Con similares antecedentes la decisión de presentarse a las generales de 1994 fue de obligado cumplimiento. En aquella época el tablero político italiano había implosionado por el escándalo de mani pulite, las instituciones sufrían un enorme desgaste y el crimen organizado atentaba indiscriminadamente. Nunca coyuntura fue tan propicia y el Caimán, apodo utilizado por el cineasta Nanni Moretti, no desperdició la oportunidad.
Los electores votaron masivamente a Berlusconi. En el imaginario colectivo quién había conseguido levantar un imperio financiero y presidir un triunfante equipo de fútbol era el más indicado para tomar las riendas. Los sentimientos y las emociones se impusieron a la cordura y a las advertencias de sabios y estudiosos de reconocido prestigio.
Las críticas de Giovanni Sartori, politólogo de fama mundial, o de Indro Montanelli, referente del periodismo de investigación, fueron silenciadas por el aparato mediático del empresario que lanzó una caza de brujas contra aquellos que objetaban su presencia en Palazzo Chigi. La tan alabada división de poderes de Montesquieu se esfumaba, cómplice una oposición desmañada y de histórica torpeza.
Ni siquiera los dos gobiernos de Romano Prodi consiguieron eclipsar la figura del magnate. Berlusconi se recreaba en los momentos de dificultad, alternaba performance más propias de sórdidos cabarets con ridiculeces infantiles ante líderes de la comunidad internacional. Mal asesorado, convirtió sus residencias de Arcore y Porto Rotondo en prostíbulos. Escándalos que afectaron el trabajo parlamentario y convirtieron a la política transalpina en una opera buffa. El Caimán se convirtió en Dragón, como denunció su segunda mujer Veronica Lario.
Condenado por evasión fiscal y mancillado por sus probados vínculos con Cosa Nostra, resistió en el poder hasta que una supuesta maniobra franco-alemana le destronó en aras de Mario Monti, un tecnócrata del gusto de las instituciones europeas.
El ocaso de Berlusconi ha sido lento pero imparable. Las operaciones estéticas o las relaciones sentimentales con treintañeras no lograron frenar el paso del tiempo. Como un moderno Dorian Gray ambicionaba proyectar una imagen de inmortalidad tanto física como política. Estratagemas que no le beneficiaron convirtiendo su incuestionable magnetismo en burlas y escarnios.
Llegados al final del túnel es costumbre hacer un balance. El autor desconoce si Berlusconi rompió el espejo de la habitación. Su personalidad narcisista indica lo contrario. Con todas las precauciones nos aventuramos en similar ejercicio.

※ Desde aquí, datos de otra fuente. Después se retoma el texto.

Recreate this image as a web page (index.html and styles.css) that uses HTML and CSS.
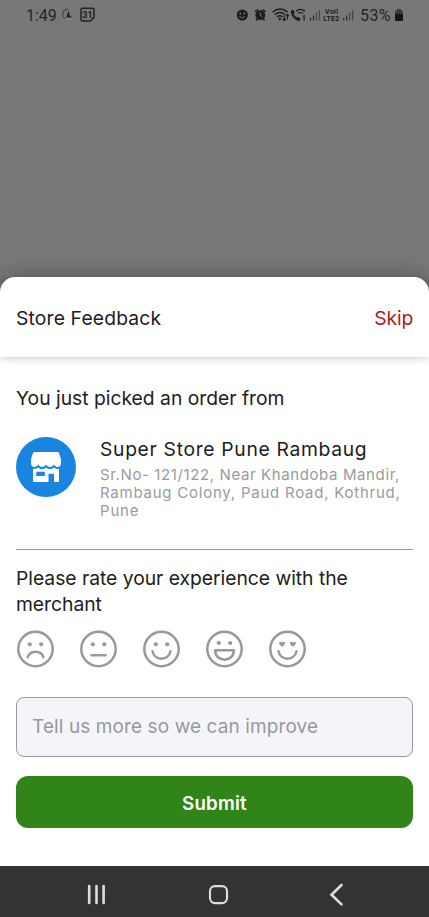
FILE: index.html
```html
<!DOCTYPE html>
<html lang="en">
<head>
<meta charset="utf-8">
<meta name="viewport" content="width=device-width, initial-scale=1">
<title>Store Feedback</title>
<link rel="stylesheet" href="styles.css">
</head>
<body>
<div class="phone">
  <header class="status">
    <span class="clock">1:49</span>
    <svg class="status-left" width="36" height="18" viewBox="0 0 36 18">
      <path d="M8.5 3.5C2.5 2.5 1 10 5.5 13" fill="none" stroke="#444" stroke-width="1.1"/>
      <path d="M8.5 4.5L6.2 11.5H12L9.8 9.5Z" fill="#2b1d1f"/>
      <path d="M5 13h7" stroke="#999" stroke-width=".8"/>
      <path d="M22.5 2.2h10q1.5 0 1.5 1.5v7.7l-3.6 3.6h-7.9q-1.5 0-1.5-1.5V3.7q0-1.5 1.5-1.5z" fill="none" stroke="#222" stroke-width="1.5"/>
      <text class="date" x="27.5" y="11.6" text-anchor="middle">31</text>
    </svg>
    <svg class="status-right" width="120" height="18" viewBox="236 6 120 18">
      <circle cx="242.3" cy="15" r="5.6" fill="#1d1d1d"/>
      <circle cx="240.3" cy="13.5" r=".9" fill="#777"/><circle cx="244.3" cy="13.5" r=".9" fill="#777"/>
      <path d="M239.5 16.4q2.8 3 5.6 0" fill="none" stroke="#777" stroke-width="1"/>
      <circle cx="260.3" cy="15.2" r="4.9" fill="#1d1d1d"/>
      <path d="M255 11.8l3-2.3M265.6 11.8l-3-2.3M257.3 19l-1.2 1.5M263.3 19l1.2 1.5" stroke="#1d1d1d" stroke-width="1.5"/>
      <path d="M260.3 12.4v3l2 1.2" fill="none" stroke="#777"/>
      <g fill="none" stroke="#1d1d1d" stroke-width="1.4">
        <path d="M272.5 12.2q7.8-6.5 15.2 0M274.7 14.7q5.2-4.3 10.4 0M277 17q2.9-2.4 5.6 0"/>
        <path d="M292.3 10.2c-1.2 4.3 2.9 9.3 7.6 9.7" stroke-width="2.2"/>
        <path d="M292.1 10.4l2 2.8M297.2 17.2l2.9 2.4" stroke-width="2"/>
        <path d="M296 11.2q4.5-3.6 9 0M298 13.5q2.5-2 5 0" stroke-width="1.2"/>
      </g>
      <circle cx="279.8" cy="19" r="1.2" fill="#1d1d1d"/>
      <path d="M284.3 15.5v5m-1.7-1.7l1.7 1.8 1.7-1.8M287.4 19.5v-5m-1.5 1.7l1.5-1.8 1.5 1.8M303 16.4l1.1-.7v5" fill="none" stroke="#1d1d1d" stroke-width="1.1"/>
      <g stroke="#252525" stroke-width="1.2">
        <path d="M310.5 18v2.5M313.5 15.5v5M343.7 18v2.5M346.7 15.5v5"/>
        <path d="M316.5 12.5v8M319.5 10v10.5M349.7 12.5v8M352.7 10v10.5" stroke="#454545"/>
      </g>
      <text class="lte" x="325" y="14" textLength="9">Vo</text>
      <path d="M335 9.5v4M336.8 8.8q1.5 2.6 0 5.2" fill="none" stroke="#1d1d1d"/>
      <text class="lte" x="323.2" y="20.8" textLength="16">LTE2</text>
    </svg>
    <span class="percent">53%</span>
    <svg class="battery" width="10" height="14" viewBox="0 0 10 14">
      <path d="M3 1h4v1.5h1q1 0 1 1v8.5q0 1-1 1H2q-1 0-1-1V3.5q0-1 1-1h1z" fill="#3b3b3b"/>
      <path d="M1 6h8v6q0 1-1 1H2q-1 0-1-1z" fill="#161616"/>
    </svg>
  </header>

  <main class="sheet">
    <div class="sheet-head">
      <h1 class="title">Store Feedback</h1>
      <a class="skip">Skip</a>
    </div>
    <div class="content">
      <h2 class="intro">You just picked an order from</h2>
      <section class="store">
        <svg class="store-icon" width="60" height="60" viewBox="0 0 60 60">
          <circle cx="30" cy="30" r="30" fill="#1985e0"/>
          <path d="M18.5 15h23q1.2 0 1.6 1.2L45 22v4q0 4-3.3 4-3 0-4-2.4Q36.5 30.3 33.8 30q-2.7 0-3.8-2.4-1.1 2.4-3.8 2.4-2.7.3-3.9-2.4-1 2.4-4 2.4Q15 30 15 26v-4l1.9-5.8q.4-1.2 1.6-1.2z" fill="#fff"/>
          <path d="M17 31.8q3.3.6 5.3-1.3 2 2 4 1.6 2.3 0 3.7-1.6 1.5 1.6 3.8 1.6 2 .4 4-1.6 2 1.9 5.2 1.3V44q0 1-1 1h-4v-8.2h-5.5V45H18q-1 0-1-1z" fill="#fff"/>
          <rect x="20.3" y="34.8" width="8.5" height="4.1" rx=".5" fill="#1985e0"/>
        </svg>
        <div class="store-text">
          <h3 class="store-name">Super Store Pune Rambaug</h3>
          <p class="address"><span class="a1">Sr.No- 121/122, Near Khandoba Mandir,</span><br><span class="a2">Rambaug Colony, Paud Road, Kothrud,</span><br><span class="a3">Pune</span></p>
        </div>
      </section>
      <p class="question">Please rate your experience with the<br>merchant</p>
      <div class="faces">
        <svg class="face" viewBox="-.5 0 38 38"><circle cx="19" cy="19" r="17.2"/><circle class="eye" cx="13.3" cy="14.3" r="2.1"/><circle class="eye" cx="24.7" cy="14.3" r="2.1"/><path d="M11.2 27.2c2.5-7.3 13.2-7.3 15.7 0"/></svg>
        <svg class="face" viewBox="-.5 0 38 38"><circle cx="19" cy="19" r="17.2"/><circle class="eye" cx="13.3" cy="14.3" r="2.1"/><circle class="eye" cx="24.7" cy="14.3" r="2.1"/><path d="M12.2 25.3h13.9"/></svg>
        <svg class="face" viewBox="-.5 0 38 38"><circle cx="19" cy="19" r="17.2"/><circle class="eye" cx="13.3" cy="14.3" r="2.1"/><circle class="eye" cx="24.7" cy="14.3" r="2.1"/><path d="M10 21.3c2 9.8 16 9.8 18 0"/></svg>
        <svg class="face" viewBox="-.5 0 38 38"><circle cx="19" cy="19" r="17.2"/><circle class="eye" cx="13.3" cy="13" r="2.1"/><circle class="eye" cx="24.7" cy="13" r="2.1"/><path d="M9.7 20.2h18.6c0 12.6-18.6 12.6-18.6 0z"/></svg>
        <svg class="face" viewBox="-.5 0 38 38"><circle cx="19" cy="19" r="17.2"/><path class="eye" d="M13.6 17l-2.7-2.8c-1.2-2.3 1.6-3.3 2.7-1.5 1.1-1.8 3.9-.8 2.7 1.5zM24.4 17l-2.7-2.8c-1.2-2.3 1.6-3.3 2.7-1.5 1.1-1.8 3.9-.8 2.7 1.5z"/><path d="M10 21.3c2 9.8 16 9.8 18 0"/></svg>
      </div>
      <div class="field"><span>Tell us more so we can improve</span></div>
      <button class="submit"><span>Submit</span></button>
    </div>
  </main>

  <nav class="nav">
    <svg width="429" height="51" viewBox="0 0 429 51" fill="none" stroke="#ddd">
      <path d="M89.2 20v17M96.5 20v17M103.6 20v17" stroke-width="2.6" stroke-linecap="round"/>
      <rect x="210" y="20.1" width="17" height="17" rx="5" stroke-width="2.1"/>
      <path d="M341.5 19l-10 9.7 10 9.7" stroke-width="2.6" stroke-linecap="round"/>
    </svg>
  </nav>
</div>
</body>
</html>
```
FILE: styles.css
```css
* { box-sizing: border-box; }
body { margin: 0; font-family: Inter, "Liberation Sans", sans-serif; color: #202020; background: #787878; }
h1, h2, h3, p { margin: 0; font-weight: 400; white-space: nowrap; }
.phone { width: 429px; height: 917px; display: flex; flex-direction: column; background: #787878; overflow: hidden; }

.status { height: 277px; flex: none; display: flex; align-items: flex-start; padding: 6px 25px 0 26px; color: #252525; font-family: Roboto, sans-serif; font-size: 16px; line-height: 19px; }
.clock { width: 34px; }
.status-left { flex: none; }
.date { font: 700 9px Roboto, sans-serif; fill: #222; }
.status-right { flex: none; margin-left: auto; }
.lte { font: 700 7px Roboto, sans-serif; fill: #1d1d1d; }
.percent { width: 34px; margin-left: 4px; letter-spacing: .4px; }
.battery { flex: none; margin-top: 2px; }

.sheet { height: 589px; flex: none; background: #fff; border-radius: 15px 15px 0 0; box-shadow: 0 0 22px rgba(0, 0, 0, .32); }
.sheet-head { height: 80px; display: flex; justify-content: space-between; align-items: center; padding: 2px 16px 0; box-shadow: 0 1px 9px rgba(0, 0, 0, .2); clip-path: inset(0 0 -14px 0); border-radius: 15px 15px 0 0; }
.title, .skip, .intro, .question { font-size: 19.3px; line-height: 26px; }
.title { letter-spacing: .16px; }
.intro { letter-spacing: 0; }
.question { letter-spacing: -.02px; }
.skip { color: #b0191f; letter-spacing: -.2px; }
.content { padding: 28px 16px 0; }
.store { display: flex; gap: 24px; height: 126px; margin-top: 13px; padding-top: 13px; margin-bottom: 15px; border-bottom: 1px solid #979797; }
.store-icon { flex: none; }
.store-name { font-size: 19.3px; line-height: 24px; letter-spacing: .68px; color: #1c1c1c; }
.address { margin-top: 5px; font-size: 15px; line-height: 18px; color: #9b9b9b; }
.a1 { letter-spacing: .61px; }
.a2 { letter-spacing: .76px; }
.a3 { letter-spacing: .8px; }
.faces { display: flex; gap: 25px; margin-top: 13px; }
.face { width: 38px; height: 38px; flex: none; fill: none; stroke: #999; stroke-width: 2.5; stroke-linecap: round; stroke-linejoin: round; }
.face .eye { fill: #999; stroke: none; }
.field { height: 60px; margin-top: 29px; padding: 0 15px 2px; display: flex; align-items: center; border: 1px solid #999; border-radius: 8px; background: #f4f5fb; color: #999; font-size: 19px; letter-spacing: .1px; white-space: nowrap; }
.submit { display: flex; align-items: center; justify-content: center; width: 100%; height: 52px; margin-top: 19px; padding: 2px 0 0; border: 0; border-radius: 12px; background: #318418; color: #fff; font: 600 18.7px Inter, sans-serif; letter-spacing: .2px; }
.nav { height: 51px; flex: none; background: #333; }
.nav svg { display: block; }
```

Nadie debería cuestionar la trascendencia histórica del magnate. Surfeó durante veinte años en la cresta de la ola, protagonizó una auténtica revolución y tanto para bien como para mal fue un adelantado a su tiempo. Compensaba las escasas destrezas políticas con un histrionismo inverosímil y sagaces intuiciones. No olvidemos que fue el Cavaliere quien en mayo de 2008 entrego el Ministerio de la Juventud a una ambiciosa treintañera forjada en el Movimiento Sociale Italiano (MSI) y que hoy lidera el Gobierno transalpino.
Su modus operandi contravino todas las fundamentas éticas de la democracia. El ascenso empresarial y político sigue en entredicho por su cercanía a la mafia siciliana y, a pesar de los esfuerzos de sus hagiógrafos, es probable que se le recuerde por las meteduras de patas y conductas surrealistas con Ángela Merkel y Barak Obama.
Tampoco consiguió imponer el neoliberalismo que tanto abanderaba. El intento de vampirizar el sistema fracasó por la resiliencia institucional y económica del Estado. El magnate “se comió” una Italia sacrificada “a expensas de su inmunidad judicial e intereses empresariales” como explica Rubén Amón en un acertado editorial. Hasta que la ingesta se le atragantó provocando efectos bulímicos.
Pero es incuestionable que Berlusconi amó a su país, fue un europeísta convencido, un diplomático excéntrico pero conciliador y un líder de masas. La popular comparación con Donald Trump es demasiado simplista. Ciertas afinidades son incuestionables, sin embargo resulta peliagudo imaginarle liderando una horda enfurecida dispuesta a irrumpir en Palazzo Montecitorio.
Lamentando la pérdida de una vida humana, deseamos a Berlusconi el mejor de los descansos si los esqueletos del pasado lo consienten.